Die Sprecherin der Verkehrsgesellschaft hält es übrigens nicht für in Stein gemeißelt, dass der Kreis als REVG-Träger ausschließlich auf Wasserstoff-Busse setzen wird. Die verbesserte Reichweite bei E-Bussen und die Erfahrungen mit dem plötzlich verknappten Angebot an Herstellern von Wasserstoff-Fahrzeugen könne bei der Politik auch zum Umdenken führen.

Ganz gleich, ob E oder H2: Stadtwerke und Verkehrsbetriebe stehen vor einer großen finanziellen Belastung, nachdem die Bundesregierung nach juristischen Problemen einen Großteil ihrer Klimaschutz-Fördermittel zum Jahreswechsel ersatzlos gestrichen hatte (wir berichteten).

Der ÖPNV profitierte bis dahin insofern, als der Bund die Differenzkosten zwischen Diesel- und Öko-Antrieben weitgehend übernahm. Der Zeitdruck für die Antriebswende wird derweil nicht geringer: Die EU will ab 2030 nur noch emissionsfreie Stadtbusse auf den Straßen neu zulassen. Die Verkehrsbetriebe müssen den Anteil ihrer Öko-Antriebe im Fuhrpark parallel dazu sukzessive auf 56 Prozent (und mehr) steigern.

Die REVG hat auch im Förderwirrwarr keinen Schaden genommen.
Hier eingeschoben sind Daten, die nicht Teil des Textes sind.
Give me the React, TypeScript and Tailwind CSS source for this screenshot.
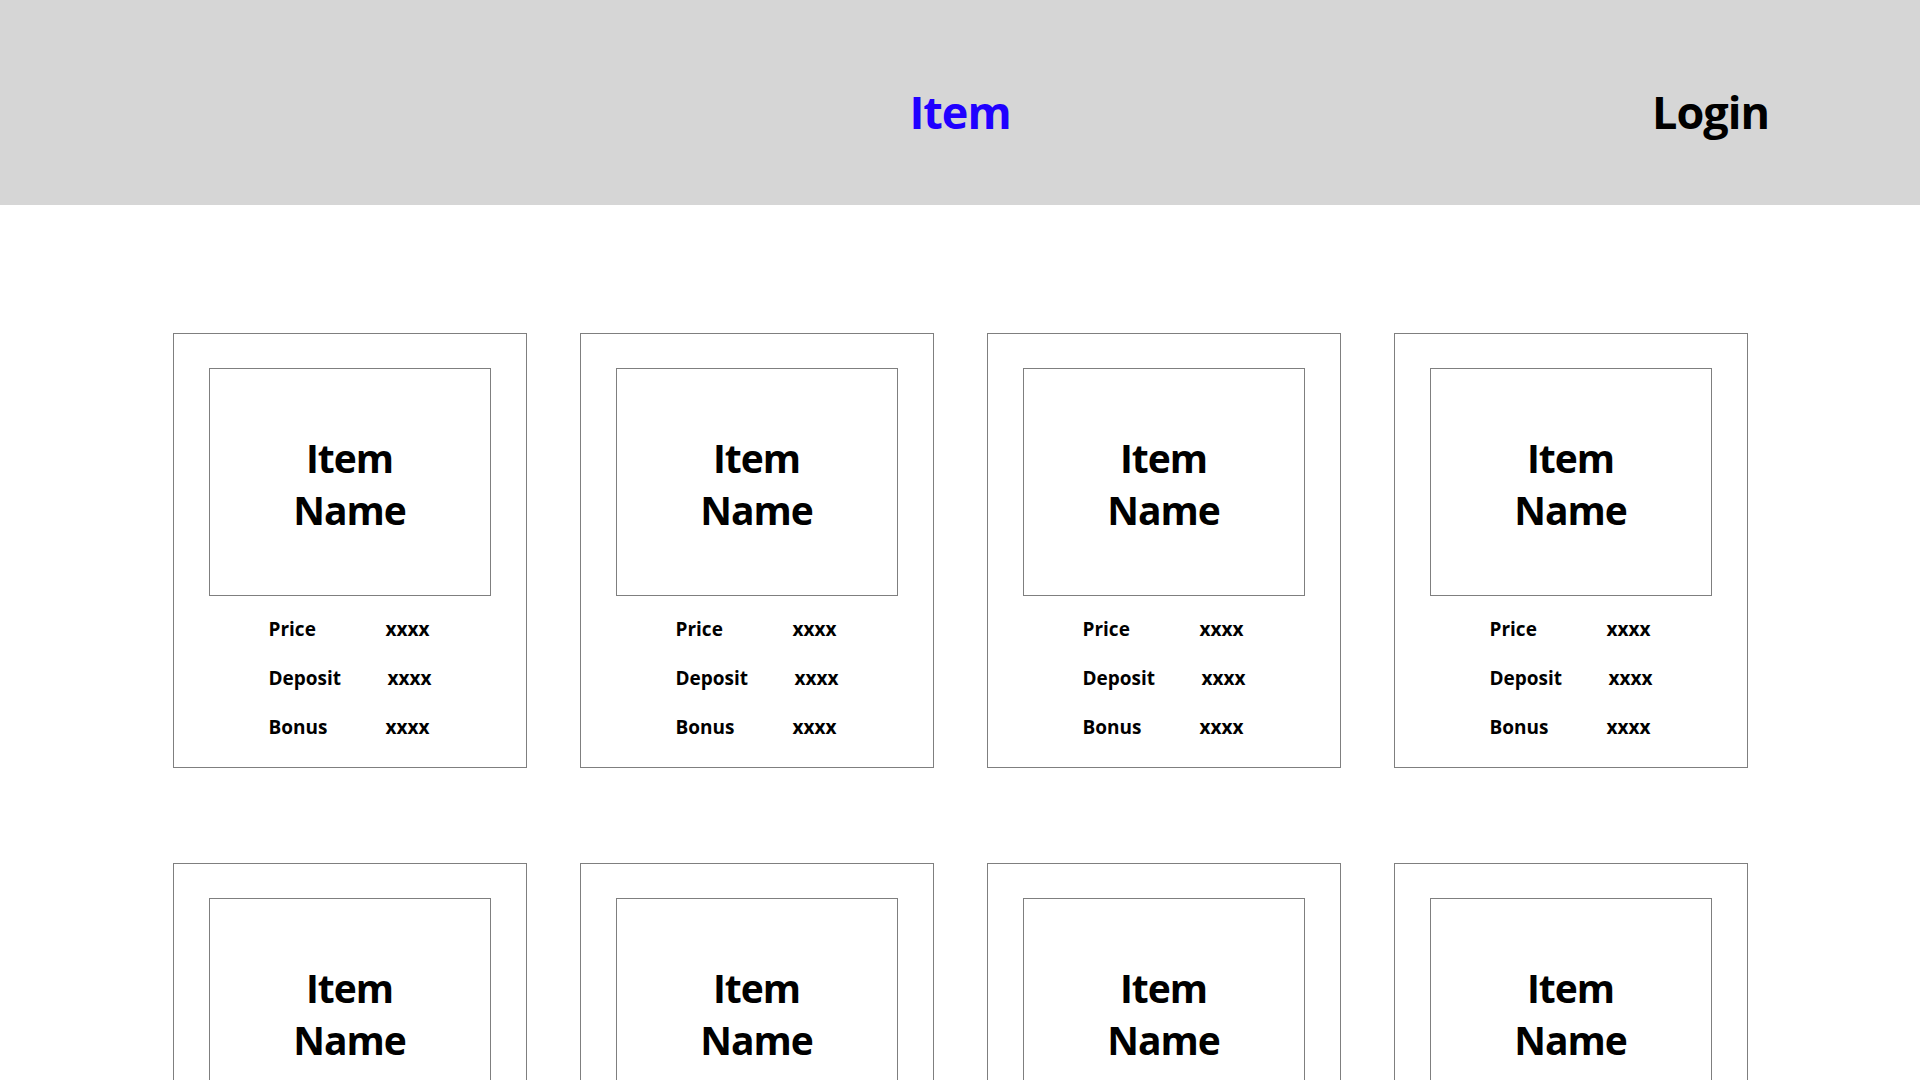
const items = Array.from({ length: 8 }, (_, i) => i);

function ItemCard() {
  return (
    <div className="w-[354px] h-[435px] border border-[#7f7f7f] px-[35px] pt-[34px]">
      <div className="w-[282px] h-[228px] border border-[#7f7f7f] flex items-center justify-center">
        <div className="pt-[4px] text-[39px] leading-[52px] tracking-[-1px] font-bold text-center text-black">
          Item
          <br />
          Name
        </div>
      </div>
      <div className="mt-[21px] pl-[60px] text-[19px] leading-[24px] font-bold text-black">
        <div className="flex h-[49px]">
          <span className="w-[117px]">Price</span>
          <span>xxxx</span>
        </div>
        <div className="flex h-[49px]">
          <span className="w-[119px]">Deposit</span>
          <span>xxxx</span>
        </div>
        <div className="flex h-[49px]">
          <span className="w-[117px]">Bonus</span>
          <span>xxxx</span>
        </div>
      </div>
    </div>
  );
}

export default function App() {
  return (
    <div className="min-h-screen bg-white font-['Open_Sans',sans-serif]">
      <header className="h-[205px] bg-[#d6d6d6] grid grid-cols-[1fr_auto_1fr] items-center pt-[18px]">
        <div />
        <a className="text-[45px] tracking-[-1px] font-bold text-[#2000ff]">Item</a>
        <a className="justify-self-end pr-[151px] text-[45px] tracking-[-1px] font-bold text-black">Login</a>
      </header>
      <main className="pt-[128px] pb-[120px]">
        <div className="w-[1575px] mx-auto grid grid-cols-4 gap-x-[53px] gap-y-[95px]">
          {items.map((i) => (
            <ItemCard key={i} />
          ))}
        </div>
      </main>
    </div>
  );
}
Die früh beantragte und genehmigte Förderung für die zehn bereits bei Van Hool in Auftrag gegebenen Busse konnte das Unternehmen auf die Solaris-Bestellung übertragen, so die Sprecherin. Bis Juli 2025 reicht der alte Förderzeitraum, bis dahin müssen die bestellten Busse eingetroffen sein. Andernfalls könnten Teilsummen der Förderung an den Bund zurückgehen. Auch hier hofft die REVG noch einmal auf: Glück im Unglück.